Conclusions from overall results were that the excerpt based form of the data typically outperformed the sentence based, and so further investigation of grouped sentence methods should be considered, for example, a sliding window approach. The reason for this is most likely that the meaning being captured by these annotations is not preserved in the single sentence form, or breaking up the excerpts is introducing more noise into the labels.

Another main conclusion is that some events perform dramatically different for classification success for different topics, and one of the main challenges of this task is that the given labels may not generalize well across different events.

Sklearn Classifiers and Vectorizers

Bert Classifiers

Flair Classifier

Individual Event Comparisons

Comprehensive results of performance comparisons for each label on each event

Suggestions for Future Work

The three main suggestions for future investigation are: more testing related to length of unit used for classification (e.g. sentence vs excerpt), testing more representations, and modifying training set to remove examples hurting performance.

Unit used for classification (sentence vs excerpt)

One objective of this research task, was to assess the prospect of automating the process of identifying these labelled topics in new incoming datasets. In order to identify these topics in unseen articles, the input would be a full article, not set of isolated exerpts. In order to use a classifier trained on excerpts, it would also be required to identify excerpts from within a longer article, which in itself is a very challenging task to automate. The solution to this used in testing was to convert the excerpts to sentences, since sentences can be more easily identified from within an article, and would be able to use to train a classifier that could operate sentence by sentence on an article.

This worked reasonably well, however there was a noticeable drop in performance in transitioning from the excerpt level to the sentence level performance. This effect could be further investigate by training seperate classifiers on varying excerpt lengths. For example, break excerpts up into 1 sentence, 2 sentences, 3 sentences and 4 sentences. After comparing the performance at each fixed length, the best resulting classifier could be used to identify the topics within articles in a sliding window approach.

This experiment is a worthwhile next step, and could also provide insights to other researchers in the social sciences. Excerpts are typically seen as “meaning units”, and the excerpt-level annotation scheme is very common in this field of research.

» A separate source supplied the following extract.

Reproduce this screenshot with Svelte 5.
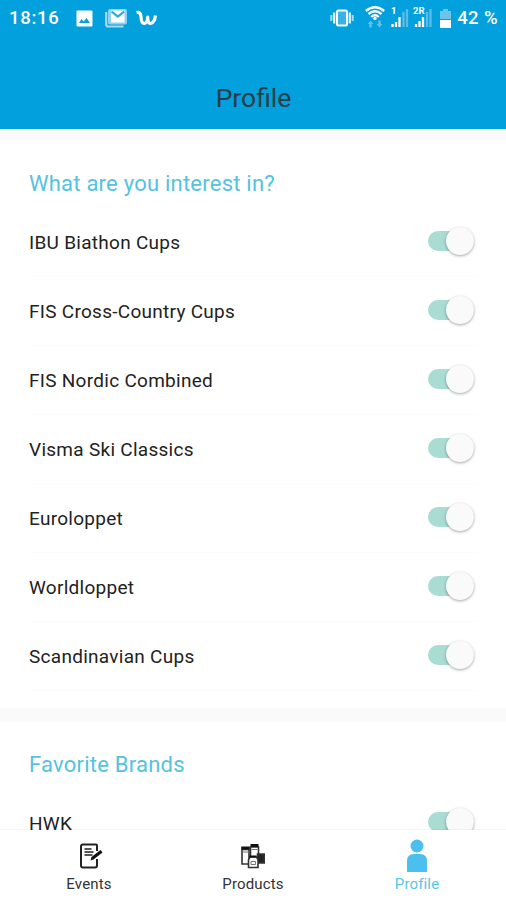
<script>
    let sections = $state([
        {
            title: "What are you interest in?",
            items: [
                { name: "IBU Biathon Cups", on: true },
                { name: "FIS Cross-Country Cups", on: true },
                { name: "FIS Nordic Combined", on: true },
                { name: "Visma Ski Classics", on: true },
                { name: "Euroloppet", on: true },
                { name: "Worldloppet", on: true },
                { name: "Scandinavian Cups", on: true },
            ],
        },
        {
            title: "Favorite Brands",
            items: [{ name: "HWK", on: true }],
        },
    ]);

    let active = $state("Profile");
    const tabs = ["Events", "Products", "Profile"];
</script>

<div class="screen">
    <header>
        <div class="status">
            <span class="clock">18:16</span>
            <svg class="picture" width="17" height="17" viewBox="0 0 17 17">
                <rect x="0.5" y="0.5" width="16" height="16" rx="1" fill="#fff" />
                <path d="M3 13l2.500-4 2.300 2.500L10.500 8l3.500 5z" fill="#0b9fdc" />
            </svg>
            <svg class="mail" width="23" height="20" viewBox="0 0 23 20">
                <path d="M1.200 4v12.500q0 2 2 2h15.300" fill="none" stroke="#a5dbf2" stroke-width="2.200" />
                <rect x="3" y="1" width="19" height="15.500" rx="2" fill="#8fd2ef" />
                <path d="M6 2.500h13.500v12H6z" fill="#fff" />
                <path d="M6.500 3.500l6.300 5 6.300-5" fill="none" stroke="#2aa9dd" stroke-width="2.200" />
            </svg>
            <svg class="wish" width="22" height="18" viewBox="0 0 22 18">
                <path d="M.5 3.500Q4.500 2.500 5 7.500Q5.200 14.500 8.300 14.500Q11.500 14 11.700 8Q11.500 14.500 14.500 14.500Q18.500 14 19.500 6.500" fill="none" stroke="#fff" stroke-width="3.200" stroke-linejoin="round" />
            </svg>
            <span class="spacer"></span>
            <svg class="vibrate" width="24" height="18" viewBox="0 0 24 18">
                <rect x="7" y="1.500" width="10" height="15" rx="1.500" fill="#38b3e3" stroke="#fff" stroke-width="2" />
                <path d="M4.200 3.500v11M19.800 3.500v11" stroke="#e4f5fc" stroke-width="2.200" />
                <path d="M1.300 6v6M22.700 6v6" stroke="#a8dcf3" stroke-width="2" />
            </svg>
            <svg class="wifi" width="20" height="22" viewBox="0 0 20 22">
                <path d="M.8 5Q10-2.500 19.200 5M3.500 8Q10 2.500 16.500 8M6.200 11Q10 7.600 13.800 11" fill="none" stroke="#fff" stroke-width="2.300" />
                <circle cx="10" cy="12.500" r="1.700" fill="#fff" />
                <path d="M2.500 18L5.500 14.500l3 3.500H6.700v3.500H4.300V18zM11.500 18l3 3.500 3-3.500h-1.800v-3.500h-2.400V18z" fill="#63c1e9" />
            </svg>
            <svg class="signal one" width="18" height="22" viewBox="0 0 18 22">
                <text x="0" y="8">1</text>
                <path d="M1.500 18v3M5 16v5M8.500 11v10" stroke="#fff" stroke-width="2.300" />
                <path d="M12.500 6v15M16 3v18" stroke="#5bbde7" stroke-width="2.300" />
            </svg>
            <svg class="signal" width="20" height="22" viewBox="0 0 20 22">
                <text x="0" y="8">2R</text>
                <path d="M3 18v3M6.500 15v6M10 11v10" stroke="#fff" stroke-width="2.300" />
                <path d="M14 6v15M17.500 3v18" stroke="#5bbde7" stroke-width="2.300" />
            </svg>
            <svg class="battery" width="11" height="19" viewBox="0 0 11 19">
                <path d="M3 0h5v2h3v8H0V2h3z" fill="#6bc5ea" />
                <path d="M0 11h11v8H0z" fill="#fff" />
            </svg>
            <span class="percent">42 %</span>
        </div>
        <h1>Profile</h1>
    </header>

    <main>
        {#each sections as section}
            <section>
                <h2>{section.title}</h2>
                {#each section.items as item}
                    <div class="row">
                        <span class="name">{item.name}</span>
                        <button
                            class="toggle"
                            class:on={item.on}
                            aria-label={item.name}
                            onclick={() => (item.on = !item.on)}
                        >
                            <span class="knob"></span>
                        </button>
                    </div>
                {/each}
            </section>
        {/each}
    </main>

    <nav>
        {#each tabs as tab}
            <button class="tab" class:active={active === tab} onclick={() => (active = tab)}>
                {#if tab === "Events"}
                    <svg class="events" width="24" height="26" viewBox="0 0 24 26">
                        <path d="M18 8V2.500q0-1-1-1H4q-2 0-2 2v19q0 2 2 2h12q2 0 2-2V16" fill="none" stroke="#222" stroke-width="2" />
                        <path d="M5.500 6h7M5.500 9h9M5.500 12h8" stroke="#222" stroke-width="1.500" />
                        <path d="M11.500 17.500l1-3.500 9-7 2 2.500-9 7z" fill="#111" />
                    </svg>
                {:else if tab === "Products"}
                    <svg width="24" height="26" viewBox="0 0 24 26">
                        <g fill="#fff" stroke="#333" stroke-width="1.600">
                            <path d="M9.500 4h8v12h-8z" />
                            <path d="M1 6.500h7V21H1z" />
                            <path d="M16.500 11h7v9h-7z" fill="#222" />
                            <path d="M9 14h6.500l1.500 3v7.500H7.500V17z" />
                        </g>
                        <path d="M9.500 1h8v3h-8zM.2 3.500h8.600v3H.2zM8.500 12.500h7v2h-7z" fill="#111" />
                        <path d="M1.500 9h6M10.500 6.500h6M10 18.500h4.500v3H10z" fill="none" stroke="#777" />
                    </svg>
                {:else}
                    <svg class="person" width="22" height="34" viewBox="0 0 22 34">
                        <circle cx="11" cy="7" r="6.500" />
                        <path d="M1 33V22q0-7 7-7h6q7 0 7 7v11z" />
                    </svg>
                {/if}
                <span>{tab}</span>
            </button>
        {/each}
    </nav>
</div>

<style>
    :global(body) {
        margin: 0;
    }

    .screen {
        display: flex;
        flex-direction: column;
        height: 900px;
        overflow: hidden;
        background: #fafafa;
        font-family: Roboto, sans-serif;
    }

    header {
        flex: none;
        height: 129px;
        background: #02a0dc;
    }

    .status {
        display: flex;
        align-items: center;
        box-sizing: border-box;
        height: 36px;
        padding: 0 8px 0 9px;
        color: #fff;
        font-size: 18.5px;
        font-weight: 500;
        letter-spacing: 0.7px;
    }

    .status svg {
        flex: none;
    }

    .clock {
        width: 67px;
    }

    .picture {
        margin-right: 12px;
    }

    .mail {
        margin-right: 8px;
    }

    .spacer {
        flex: 1;
    }

    .vibrate {
        margin-right: 11px;
    }

    .wifi {
        margin: 0 6px 3px 0;
    }

    .signal {
        margin: 0 7px 3px 0;
    }

    .signal.one {
        margin-right: 4px;
    }

    .signal text {
        fill: #fff;
        font-size: 9.5px;
        font-weight: 700;
        letter-spacing: 0;
    }

    .battery {
        margin-right: 6px;
    }

    .percent {
        letter-spacing: 0.4px;
    }

    h1 {
        margin: 44px 0 0;
        padding-left: 1px;
        color: #263e49;
        font-size: 26.5px;
        font-weight: 400;
        line-height: 36px;
        text-align: center;
    }

    main {
        flex: 1;
        min-height: 0;
        overflow: hidden;
    }

    section {
        box-sizing: border-box;
        margin-top: 11px;
        padding: 29px 29px 17px;
        background: #fff;
    }

    section + section {
        margin-top: 14px;
        padding-top: 28px;
    }

    h2 {
        margin: 0;
        color: #55c2df;
        font-size: 22px;
        font-weight: 400;
        line-height: 29px;
        letter-spacing: 0.23px;
        padding-bottom: 10px;
    }

    .row {
        display: flex;
        align-items: center;
        justify-content: space-between;
        box-sizing: border-box;
        height: 69px;
        border-bottom: 1px solid #fcfcfc;
    }

    .name {
        color: #222;
        font-size: 19px;
        letter-spacing: 0.28px;
    }

    .toggle {
        display: flex;
        align-items: center;
        width: 46px;
        height: 20px;
        margin: 0 3px 2px 0;
        padding: 0;
        border: 0;
        border-radius: 10px;
        background: #ccc;
    }

    .toggle.on {
        justify-content: flex-end;
        background: #a9dcd3;
    }

    .knob {
        flex: none;
        width: 28px;
        height: 28px;
        border-radius: 50%;
        background: #fafafa;
        box-shadow: 0 1px 3px rgba(0, 0, 0, 0.35);
    }

    nav {
        display: flex;
        flex: none;
        box-sizing: border-box;
        height: 70px;
        padding: 0 7px;
        box-shadow: 0 -1px 1px rgba(0, 0, 0, 0.04);
        background: #fff;
    }

    .tab {
        display: flex;
        flex: 1;
        flex-direction: column;
        align-items: center;
        justify-content: flex-end;
        padding: 0 0 7px;
        border: 0;
        background: none;
        color: #333;
        font-family: inherit;
        font-size: 15px;
        line-height: 18px;
        letter-spacing: 0.15px;
    }

    .tab svg {
        margin-bottom: 6px;
    }

    .tab .events {
        margin-left: 3px;
    }

    .tab .person {
        margin-bottom: 2px;
        fill: #4bc0ee;
    }

    .active {
        color: #55c8e4;
    }
</style>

For further details, see articles: Systematic text condensation, A hands-on guide to doing content analysis, An Introduction to Codes and Coding.

Testing More Text Representations

As mentioned in the flair section, a systematic experiment was run to optimize the classifier, including choice of text representation method. This experiment could be run more extensively to be more thorough, including testing more combinations of stacked embeddings. Also, another state of the art library “pytorch-transformers” could be used, with models implemented in pytorch.

Also, to determine why the state-of-the-art deep learning methods are not out-performing the baseline methods, machine learning interpretability methods should be used, such as the “What-if Tool”.

Removing Training Samples detrimental to classifiers

As shown in previous posts, some subset of the data (particular events) perform much worse on particular topics. For example Isla Vista performed very well in the topic “race/culture”, while Orlando performed quite poorly. Perhaps, removing the Orlando dataset from testing and training could boost the performance overall for the other events.

Another way to determine which training examples are detrimental to performance, is to detect these examples automatically using data cleaning methods. One promising method to try is called “Data Shapely”, which uses the principles of shap and shapely values (used in game theory and more recently in feature importance analysis), to determine the impact of training examples on model errors. Then, using a threshold, the most detrimental examples could be excluded from the dataset before training.

Conclusions on Experience

This project has been a good learning experience for me, covering all the main areas of data science including many different type of visualizations and training and testing many different types of models. This has been a good opportunity to experiment with many different natural language processing techniques I have been interested to work with. I am grateful to RedHen, Google Summer of Code and Dr. Glik’s research group for providing this project.